The National Transportation Safety Board (NTSB) agrees with the Federal Aviation Administration that a model aircraft is an aircraft and therefore subject to FAA regulation against unsafe operation.
The NTSB on November 18 reversed a ruling of its own administrative law judge that the FAA was wrong to fine Raphael Pirker $10,000 for allegedly recklessly operating a Ritewing Zephyr flying wing at the University of Virginia in October 2011. The FAA appealed the March 6 decision to the full NTSB board, which has remanded the matter to Judge Patrick Geraghty for a “full factual hearing.”
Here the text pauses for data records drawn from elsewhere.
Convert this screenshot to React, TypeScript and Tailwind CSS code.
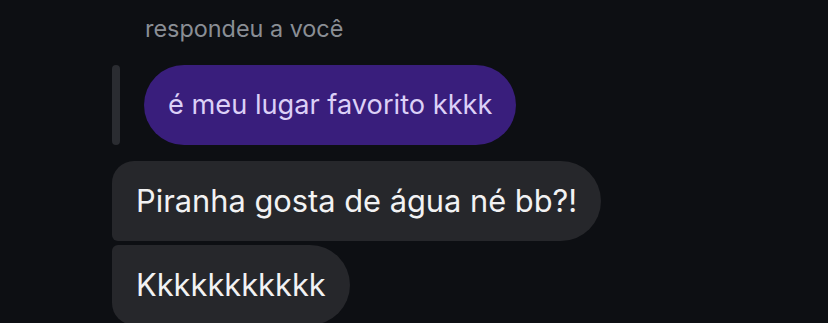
const font = { fontFamily: 'Inter, "Noto Sans", sans-serif' };

export default function App() {
  return (
    <div
      className="h-[323px] w-full overflow-hidden bg-[#0d0f13] pl-[112px]"
      style={font}
    >
      <div className="pl-[33px] pt-[13px] text-[23.4px] leading-[32px] text-[#8a8e95]">
        respondeu a você
      </div>
      <div className="mt-[20px] flex items-stretch gap-6">
        <div className="w-2 rounded-full bg-[#2a2c31]" />
        <div className="flex h-[80px] items-center rounded-full bg-[#391e7c] px-6 text-[27.2px] text-[#dcd0f7]">
          é meu lugar favorito kkkk
        </div>
      </div>
      <div className="mt-4 flex flex-col items-start gap-1">
        <div className="flex h-[80px] items-center rounded-tl-[22px] rounded-bl-[6px] rounded-r-[40px] bg-[#26272b] px-6 text-[30.8px] text-[#f2f2f3]">
          Piranha gosta de água né bb?!
        </div>
        <div className="flex h-[80px] items-center rounded-tl-[6px] rounded-bl-[22px] rounded-r-[40px] bg-[#26272b] px-6 text-[30.8px] text-[#f2f2f3]">
          Kkkkkkkkkkk
        </div>
      </div>
    </div>
  );
}
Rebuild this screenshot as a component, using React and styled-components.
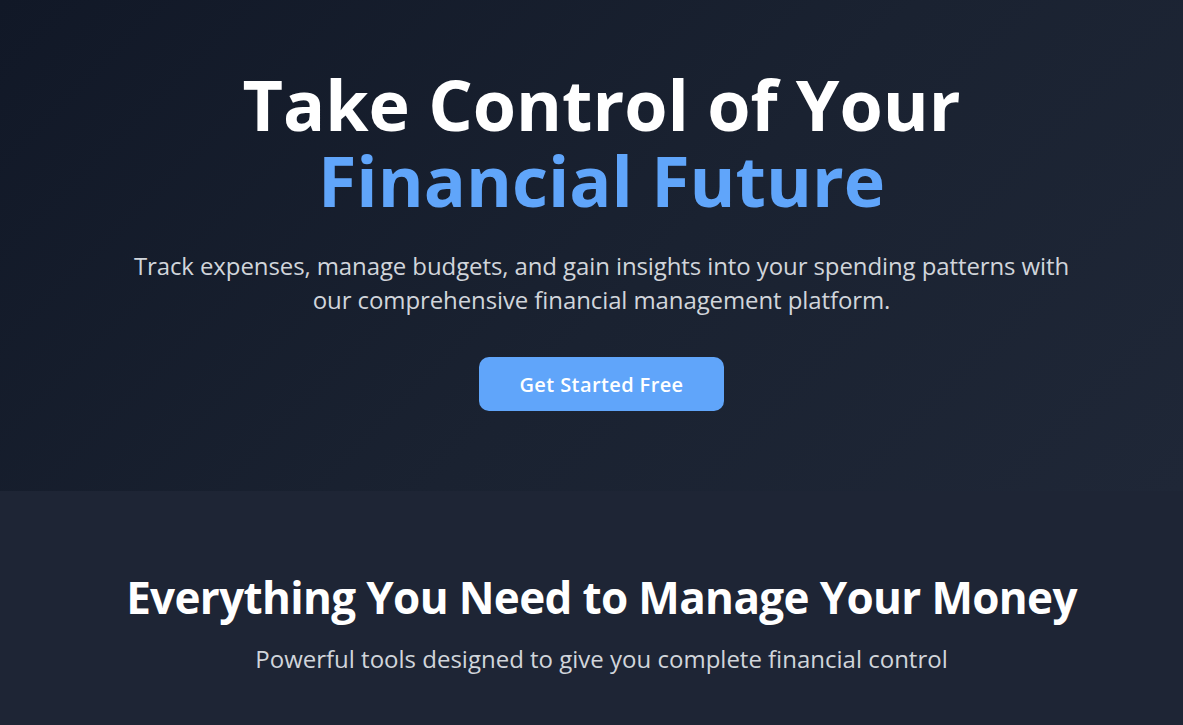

In its 12-page decision, the NTSB focused on whether Pirker’s machine can be rightly called both an aircraft and an unmanned aircraft system subject to federal aviation regulations (FARs) Part 91 general operating and flight rules. The Board did not address the FAA’s prohibition against using unmanned aircraft for “business purposes,” dating from a 2007 policy notice. When it fined Pirker, the agency claimed that he flew the five-pound Zephyr both in an unsafe manner and for compensation to film the campus in Charlottesville, Va., for a promotional video.
The FAA’s oversight of model aircraft is expressed in a 1981 advisory circular that provides voluntary guidelines that hobbyists should follow when operating model aircraft for recreational purposes. Meanwhile, FAR Part 91.13(a) prohibits careless or reckless operation of “aircraft...for the purpose of air navigation.” In a motion to dismiss the FAA’s fine against Pirker, attorney Brendan Schulman argued that the agency has promulgated no binding regulation that applies to model aircraft.
In its order remanding the case to Geraghty, the NTSB said the definitions of aircraft contained in federal law “are clear on their face. Even if we were to accept the law judge’s characterization of (Pirker’s) aircraft, allegedly used at altitudes up to 1,500 feet agl for commercial purposes, as a ‘model aircraft,’ the definitions on their face do not exclude even a ‘model aircraft’ from the meaning of ‘aircraft.’ Furthermore, the definitions draw no distinction between whether a device is manned or unmanned. An aircraft is ‘any’ ‘device’ that is ‘used for flight.’ We acknowledge the definitions are as broad as they are clear, but they are clear nonetheless.”
The Board said Geraghty “erred in presuming the regulations categorically do not apply to model aircraft. The plain language of the definitions and regulation at issue simply does not support such a conclusion.”